The Rockpile

2015-07-28 08:12:20.000 – Peter Purvis, Summit Museum Attendant

 

Over 200,000 people visit the summit of Mt. Washington in a typical year. While a number of hikers make the climb, many arrive via one of our supporting partners, the Mt. Washington Auto Road or the Mt. Washington Cog Railway. Even if you “catch a ride” to the top, you may want to do a little hiking. Living on the summit, I get a chance to do some shorter hikes in the evening and I’d like to share a few suggestions to consider for your next visit.
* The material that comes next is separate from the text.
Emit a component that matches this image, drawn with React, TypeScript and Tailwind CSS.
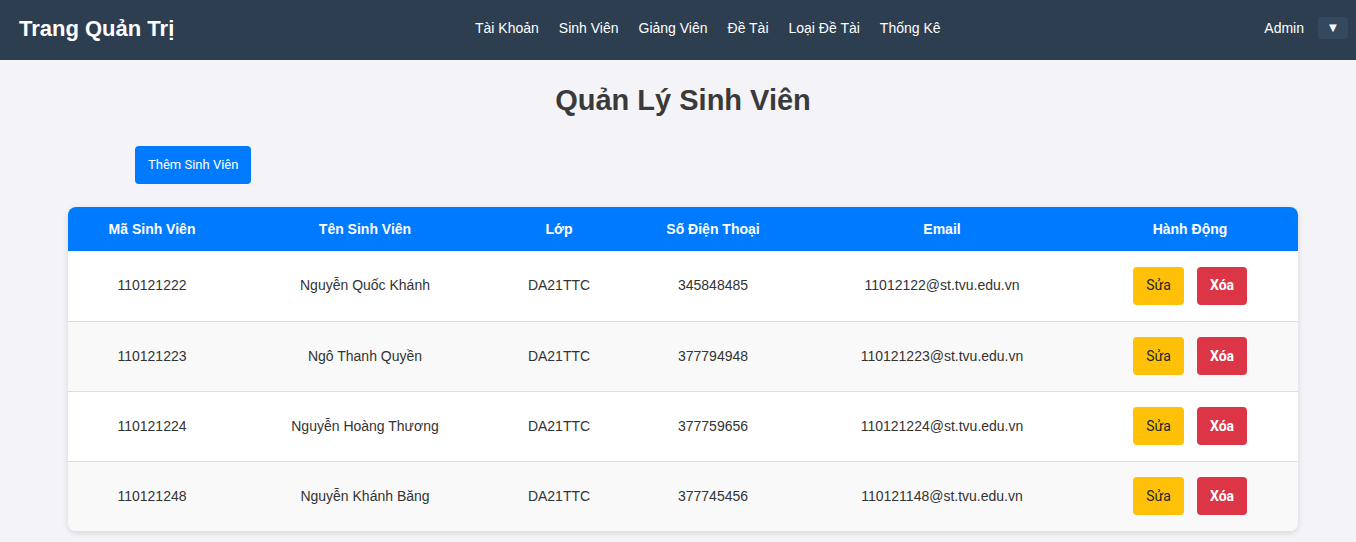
import React from 'react';

const students = [
  { id: '110121222', name: 'Nguyễn Quốc Khánh', lop: 'DA21TTC', phone: '345848485', email: '11012122@st.tvu.edu.vn' },
  { id: '110121223', name: 'Ngô Thanh Quyền', lop: 'DA21TTC', phone: '377794948', email: '110121223@st.tvu.edu.vn' },
  { id: '110121224', name: 'Nguyễn Hoàng Thương', lop: 'DA21TTC', phone: '377759656', email: '110121224@st.tvu.edu.vn' },
  { id: '110121248', name: 'Nguyễn Khánh Băng', lop: 'DA21TTC', phone: '377745456', email: '110121148@st.tvu.edu.vn' },
];

const navLinks = ['Tài Khoản', 'Sinh Viên', 'Giảng Viên', 'Đề Tài', 'Loại Đề Tài', 'Thống Kê'];

export default function App() {
  return (
    <div className="min-h-[542px] bg-[#f4f4f8] font-['Liberation_Sans',Arial,sans-serif] text-[#333]">
      <nav className="h-[60px] bg-[#2c3e50] flex items-center pl-[19px] pr-[8px] pb-[4px]">
        <span className="text-white text-[22px] font-bold w-[456px]">Trang Quản Trị</span>
        <div className="flex items-center gap-[20px] text-white text-[14px]">
          {navLinks.map((l) => (
            <a key={l} className="cursor-pointer">{l}</a>
          ))}
        </div>
        <div className="ml-auto flex items-center gap-[14px]">
          <span className="text-white text-[14px]">Admin</span>
          <button className="w-[30px] h-[22px] rounded-[4px] bg-[#34495e] text-white text-[13px] flex items-center justify-center">▼</button>
        </div>
      </nav>

      <main className="pl-[68px] pr-[58px] pb-[12px]">
        <h2 className="text-center text-[29px] font-bold text-[#3a3a3a] pt-[24px] leading-[32px]">
          Quản Lý Sinh Viên
        </h2>
        <div className="mt-[30px] ml-[67px]">
          <button className="h-[38px] px-[13px] bg-[#007bff] text-white rounded-[4px] font-['Liberation_Sans_Narrow',Roboto,sans-serif] text-[13px]">
            Thêm Sinh Viên
          </button>
        </div>

        <div className="mt-[23px] bg-white rounded-[8px] overflow-hidden shadow-[0_2px_6px_rgba(0,0,0,0.12)]">
          <table className="w-full border-collapse text-[14px] table-fixed">
            <colgroup>
              <col className="w-[168px]" />
              <col className="w-[258px]" />
              <col className="w-[130px]" />
              <col className="w-[178px]" />
              <col className="w-[280px]" />
              <col className="w-[216px]" />
            </colgroup>
            <thead>
              <tr className="bg-[#007bff] text-white h-[44px]">
                {['Mã Sinh Viên', 'Tên Sinh Viên', 'Lớp', 'Số Điện Thoại', 'Email', 'Hành Động'].map((h) => (
                  <th key={h} className="font-bold text-center">{h}</th>
                ))}
              </tr>
            </thead>
            <tbody>
              {students.map((s, i) => (
                <tr
                  key={s.id}
                  className={`h-[70px] text-center ${i % 2 === 1 ? 'bg-[#f9f9f9]' : 'bg-white'} ${i < students.length - 1 ? 'border-b border-[#ddd]' : ''}`}
                >
                  <td>{s.id}</td>
                  <td>{s.name}</td>
                  <td>{s.lop}</td>
                  <td>{s.phone}</td>
                  <td>{s.email}</td>
                  <td>
                    <div className="flex justify-center gap-[13px] font-['Liberation_Sans_Narrow',Roboto,sans-serif] text-[14px]">
                      <button className="w-[51px] h-[38px] rounded-[4px] bg-[#ffc107] text-[#212529]">Sửa</button>
                      <button className="w-[50px] h-[38px] rounded-[4px] bg-[#dc3545] text-white font-bold">Xóa</button>
                    </div>
                  </td>
                </tr>
              ))}
            </tbody>
          </table>
        </div>
      </main>
    </div>
  );
}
Tuckerman Ravine Trail begins at the edge of the parking area for the Mt. Washington Auto Road. You can test your balancing skills on the rugged rocks and, if you’re up for it, reach the junction with the Lion Head Trail in about 0.4 miles. No matter how far you decide to go, you’ll get some great views down toward the famous ravine and Pinkham Notch.

 

On the other side of the summit, after a short rocky stretch on the Trinity Heights Connector, you’ll find the Gulfside Trail, which is less steep and not as rocky as some of our other trails. Take a right onto Gulfside Trail. The trail crosses over the Cog Railway’s track (look both ways!) and in 0.2 miles you’ll reach the junction with the Great Gulf Trail. You can go straight onto the Great Gulf Trail or take a left to stay on Gulfside Trail. Whatever direction you choose, you’ll get some amazing views down into one of our most famous glacial cirques, The Great Gulf…which, interestingly, was originally known as the Gulf of Mexico. You’ll also see the Northern Presidentials (Mts. Jefferson, Adams, and Madison) rising steeply on the gulf’s northwest side.

 

Heading southwest off the summit, according to the AMC’s White Mountain Guide you’ll be on “. . . the oldest continuously maintained footpath in the United States. ” The Crawford Path dates back to the early 1800s. As you head down this rocky slope, you’ll see the Southern Presidentials. Mt. Monroe’s craggy summit is the first and most prominent peak, rising above the AMC’s Lakes of the Clouds Hut.

 

Of course, you don’t have to leave the summit to witness the fascinating weather and scenery that The Rockpile has to offer.

 

If you do decide to take a short hike during your visit, be sure to dress appropriately, take water, and feel free to ask for information on the weather and trail conditions. It’s always a good idea to have a trail map, even for short hikes. We have a variety of maps available at the Extreme Mt. Washington museum shop. Stop in to visit the museum and say hello! We look forward to seeing you on Mt. Washington . . . “Home of the World’s Worst Weather!”